As you can see, some sections are deep, and some are shallow. Also, sometimes factors (D in this case) may repeat in diverse sections of conditional code. Such non-uniform structures make it tough to create higher abstractions to isolate or simplify patterns. Even if a pattern exists at the start of a project, it may disappear on the next change request. I call these "soft patterns" because one cannot heavily rely on them staying around. If one builds their code to take advantage of them, they may be in for a big surprise when the pattern fades or morphs.

If we plot the active versus non-active combinations of factors, our hyper-grid may resemble:

The active combinations shown against inactive combinations will generally be random with some soft patterns here and there. We basically have Swiss Cheese with some grouping of holes or tunnels where soft patterns appear. Visually, these patterns will usually take on familiar geometric shapes such as lines, rectangular blocks, and triangular wedges (diagonal boundaries). Over time some of the soft patterns will stay and some will disappear or grow into new kinds of patterns.

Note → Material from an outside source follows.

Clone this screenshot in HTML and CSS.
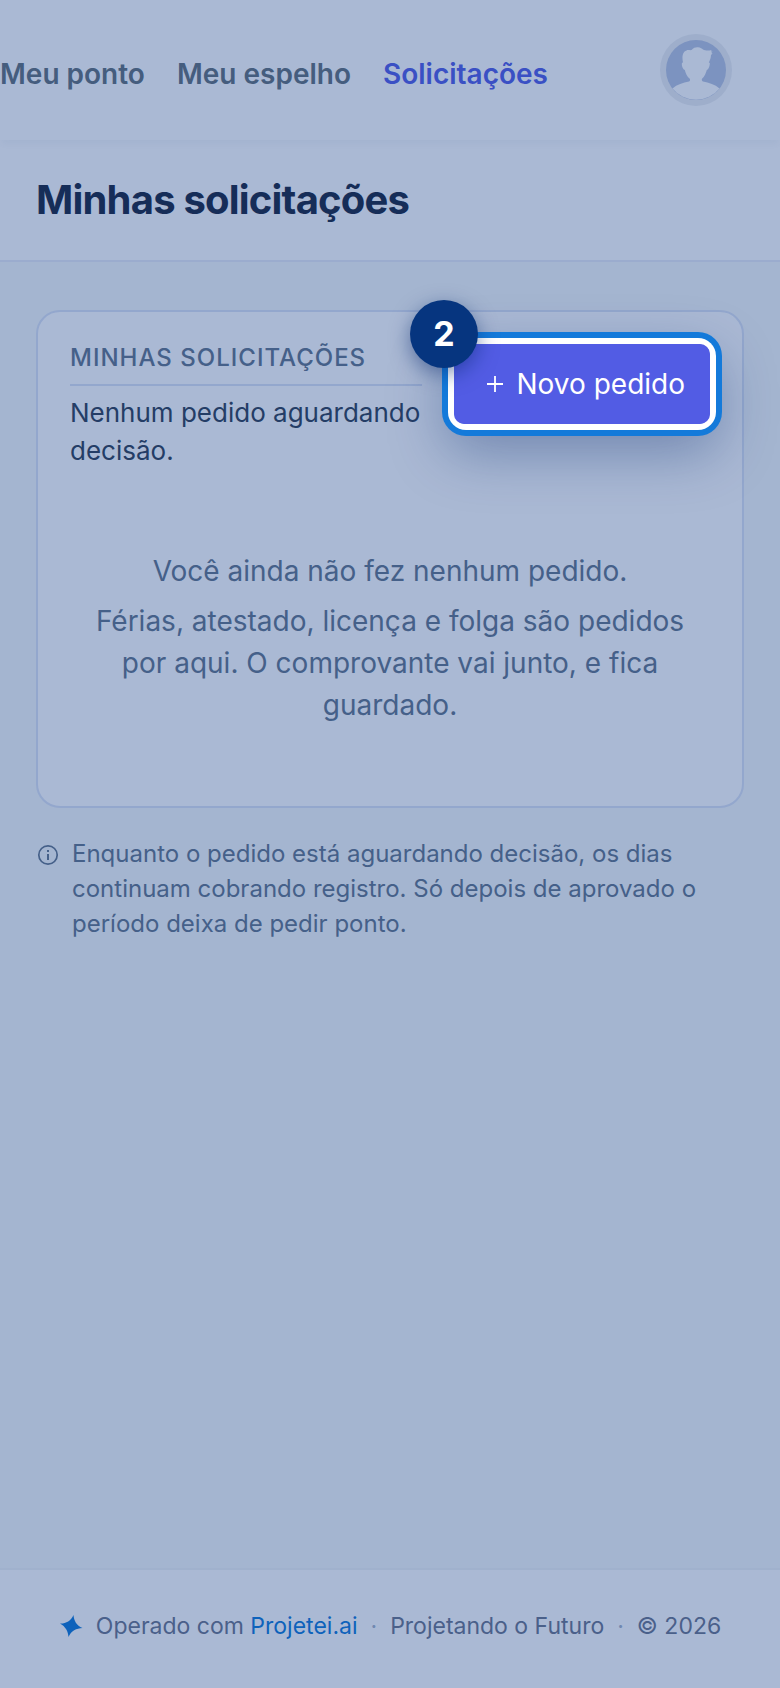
FILE: index.html
```html
<!DOCTYPE html>
<html lang="pt-BR">
<head>
  <meta charset="UTF-8" />
  <meta name="viewport" content="width=device-width, initial-scale=1.0"/>
  <title>Minhas solicitações</title>
  <link rel="stylesheet" href="styles.css">
</head>
<body>

<header class="topbar">
  <nav class="menu">
    <a href="#">Meu ponto</a>
    <a href="#">Meu espelho</a>
    <a href="#" class="active">Solicitações</a>
  </nav>
  <button class="avatar" type="button" aria-label="Perfil">
    <svg viewBox="0 0 60 60" width="60" height="60">
      <circle cx="30" cy="30" r="30" fill="#7c93c0"/>
      <path fill="#aab9d4" d="M6.500 48.500C11 44.500 17 42.500 23 41.500C24 41 24.300 40 23.800 38.800C21 36.500 19.500 33 18.800 30C17 29.500 15.800 26.500 15.800 24C15.800 23 16.300 22.500 17 22.500C16 18 16 12 20.500 10.500C22 9.500 24 10.500 25.500 10C27.500 7.500 30 7 32 7.200C34.500 7.500 36 8.500 37 9.500C39.500 11 43 10.800 45.500 10L45 11.500L46.500 11.500L45.300 13L46.500 13.500L45 15C45 17.500 44 20.500 42.800 22.500C43.600 22.500 44 23 43.800 24C43.500 26.500 42.500 29.500 40.800 30C40 33 38.500 36.500 36 38.800C35.500 40 36 41 37 41.500C43 42.500 49 44.500 53.500 48.500A30 30 0 0 1 6.500 48.500Z"/>
    </svg>
  </button>
</header>

<div class="page-title">
  <h1>Minhas solicitações</h1>
</div>

<main class="content">
  <section class="card">
    <div class="card-head">
      <div class="card-info">
        <h2>MINHAS SOLICITAÇÕES</h2>
        <p>Nenhum pedido aguardando decisão.</p>
      </div>
      <div class="spotlight">
        <button class="new-btn" type="button">
          <svg viewBox="0 0 18 18" width="18" height="18">
            <path d="M9 1v16M1 9h16" stroke="#fff" stroke-width="1.8" fill="none"/>
          </svg>
          Novo pedido
        </button>
        <span class="step">2</span>
      </div>
    </div>
    <div class="empty">
      <p>Você ainda não fez nenhum pedido.</p>
      <p>Férias, atestado, licença e folga são pedidos por aqui. O comprovante vai junto, e fica guardado.</p>
    </div>
  </section>

  <div class="note">
    <svg viewBox="0 0 24 24" width="24" height="24">
      <circle cx="12" cy="12" r="9.200" fill="none" stroke="#456089" stroke-width="1.700"/>
      <path d="M12 11v6M12 7v2" stroke="#456089" stroke-width="2" fill="none"/>
    </svg>
    <p>Enquanto o pedido está aguardando decisão, os dias continuam cobrando registro. Só depois de aprovado o período deixa de pedir ponto.</p>
  </div>
</main>

<footer class="footer">
  <svg viewBox="0 0 24 24" width="24" height="24">
    <path fill="#0e62bb" d="M14.500 1C14.800 6.500 17.500 11.500 23.500 14C17.500 14.200 12 17 9.500 23C9.200 17.500 6.500 12.500 1 9.500C6.500 9.800 12 7 14.500 1Z"/>
  </svg>
  <span>Operado com <a href="#">Projetei.ai</a></span>
  <span class="dot">·</span>
  <span>Projetando o Futuro</span>
  <span class="dot">·</span>
  <span>© 2026</span>
</footer>

</body>
</html>
```

FILE: styles.css
```css
* {
  margin: 0;
  padding: 0;
  box-sizing: border-box;
}

body {
  min-height: 100vh;
  display: flex;
  flex-direction: column;
  background: #a4b5d0;
  color: #456089;
  font-family: Inter, "Liberation Sans", sans-serif;
}

button {
  border: none;
  font-family: inherit;
  cursor: pointer;
}

a {
  text-decoration: none;
}

svg {
  display: block;
  flex-shrink: 0;
}

/* top bar */
.topbar {
  position: relative;
  z-index: 1;
  display: flex;
  align-items: center;
  justify-content: space-between;
  height: 140px;
  padding-right: 48px;
  background: #aab9d4;
  box-shadow: 0 6px 6px -2px rgba(70, 100, 150, 0.06);
}

.menu {
  display: flex;
  gap: 32px;
  padding-top: 8px;
}

.menu a {
  color: #455d7e;
  font-size: 28px;
  font-weight: 600;
  line-height: 40px;
}

.menu a.active {
  color: #3a50c4;
}

.avatar {
  padding: 6px;
  border-radius: 50%;
  background: #9eaecb;
}

.page-title {
  padding: 32px 36px;
  background: #aab9d4;
  border-bottom: 2px solid #9bacce;
}

h1 {
  color: #162d58;
  font-size: 40px;
  font-weight: 700;
  line-height: 56px;
  letter-spacing: -0.02em;
}

/* card */
.content {
  flex: 1;
  padding: 48px 36px;
}

.card {
  padding: 32px;
  background: #aab9d4;
  border: 2px solid #93a7cd;
  border-radius: 24px;
}

.card-head {
  display: flex;
  align-items: flex-start;
  gap: 32px;
}

.card-info {
  flex: 1;
}

h2 {
  margin-bottom: 8px;
  padding-bottom: 12px;
  border-bottom: 2px solid #93a7cd;
  font-size: 24px;
  font-weight: 500;
  line-height: 28px;
  letter-spacing: 1px;
}

.card-info p {
  color: #243d66;
  font-size: 26px;
  line-height: 38px;
}

.spotlight {
  position: relative;
  border-radius: 12px;
  box-shadow: 0 0 0 6px #fff, 0 0 0 12px #147ada, 0 20px 56px 8px rgba(6, 40, 110, 0.35);
}

.new-btn {
  display: flex;
  align-items: center;
  justify-content: flex-end;
  gap: 12px;
  min-width: 256px;
  height: 80px;
  padding: 0 25px;
  border-radius: 10px;
  background: #525ce4;
  color: #fff;
  font-size: 28px;
  font-weight: 400;
  white-space: nowrap;
}

.step {
  position: absolute;
  top: -44px;
  left: -44px;
  width: 68px;
  height: 68px;
  border-radius: 50%;
  background: #06357f;
  box-shadow: 0 6px 20px rgba(6, 40, 110, 0.5);
  color: #fff;
  font-size: 34px;
  font-weight: 700;
  line-height: 68px;
  text-align: center;
}

.empty {
  padding: 80px 16px 48px;
  font-size: 28px;
  line-height: 42px;
  text-align: center;
}

.empty p + p {
  margin-top: 8px;
}

.note {
  display: flex;
  gap: 12px;
  margin-top: 28px;
  font-size: 24px;
  line-height: 35px;
}

.note svg {
  margin-top: 7px;
}

/* footer */
.footer {
  display: flex;
  align-items: center;
  justify-content: center;
  gap: 13px;
  height: 120px;
  padding-bottom: 6px;
  background: #aab9d4;
  border-top: 2px solid #a0b1cd;
  color: #4a608a;
  font-size: 23px;
}

.footer a {
  color: #0e62bb;
}

.dot {
  color: #7088b0;
}
```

I am not suggesting that one entirely ignore soft patterns in their code; only that they not over-rely on them, which is what polymorphism does. Polymorphism will elevate a soft pattern into something formal and code-intensive such that undoing it or rearranging it is labor-intensive and error-prone.

General Pattern

After observing a vast number of procedural/relational application structures, I generally conclude:

There are often interweaving factors involved in algorithm dispatching. These factors are often orthogonal or semi-orthogonal to each other.
In practice such conditionals often lack uniformity. Some sections may be shallow, and others deep, for example. This lack of uniformity is the main reason template-based or meta-structures cannot be readily applied to significantly clean up code.
The "condition tree" (nested if/case statements) that dispatches behavior in a given task tends not to be consistent from task-to-task (under decent designs). Each task will have a different condition tree. There are often some similarities, but it is rarely identical, at least over the long-run. (If it is identical over the long run, then it is often a sign that some other arrangement is warranted.)

Some OO fans have disagreed with these characterizations. I don't know what to say other than I call them as I see them.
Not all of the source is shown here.